# How do you solve this physics problem ?

## there are two A and B balls on a pool table at rest, one next to the other. After the impulse, the A-ball moves with an acceleration of 12 m/s^2 and the B ball with an acceleration of 24 m/s^2. If the angle formed between the two balls is 60°, what will be the distance, in cm, between the two balls after one second, considering that neither of them has fallen into the hole? THANK YOU

Jan 25, 2018

First we find the distance covered by each ball, then the distance between them. They are $2080$ $c m$ apart after 1 second.

#### Explanation:

For both balls, the initial velocity $u = 0$ $m {s}^{-} 1$, so:

$s = u t + \frac{1}{2} a {t}^{2}$

reduces to:

$s = \frac{1}{2} a {t}^{2}$

For Ball A:

$s = \frac{1}{2} \cdot 12 \cdot {1}^{2} = 6$ $m$

For Ball B:

$s = \frac{1}{2} \cdot 24 \cdot {1}^{2} = 12$ $m$

We can't simply subtract one from the other, though, because they are at a ${60}^{o}$ angle to each other.
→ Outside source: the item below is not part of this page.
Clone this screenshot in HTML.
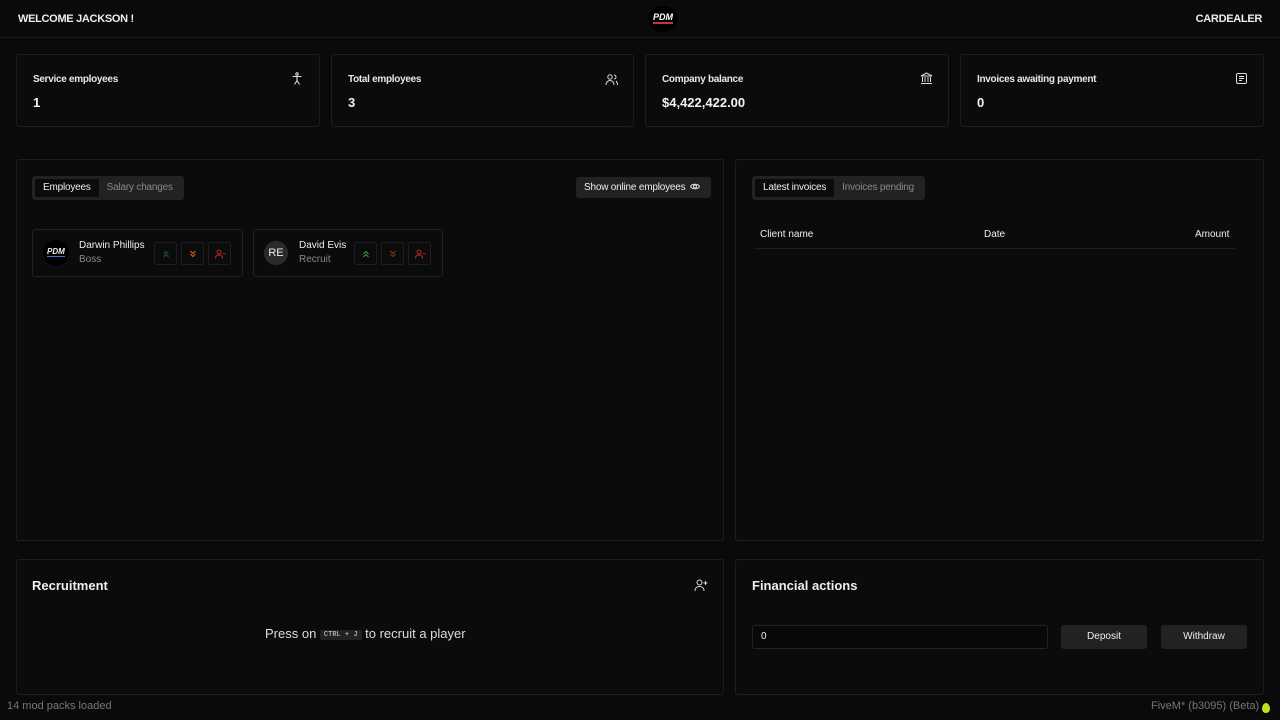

We have a triangle with sides $6$ and $12$ $m$ and a ${60}^{o}$ angle between them. We can use the cosine law to find the third side of the triangle:

${a}^{2} = {b}^{2} + {c}^{2} - 2 b c \cos A$

$= {12}^{2} + {24}^{2} - 2 \cdot 12 \cdot 24 \cdot \cos {60}^{o}$

$= 144 + 576 - 576 \cdot 0.5 = 432$

Take the square root of both sides:

$a = 20.8$ $m$

We were asked for the answer in $c m$, so it is $2080$ $c m$.

(side note: this is clearly not a standard size pool or billiard table!)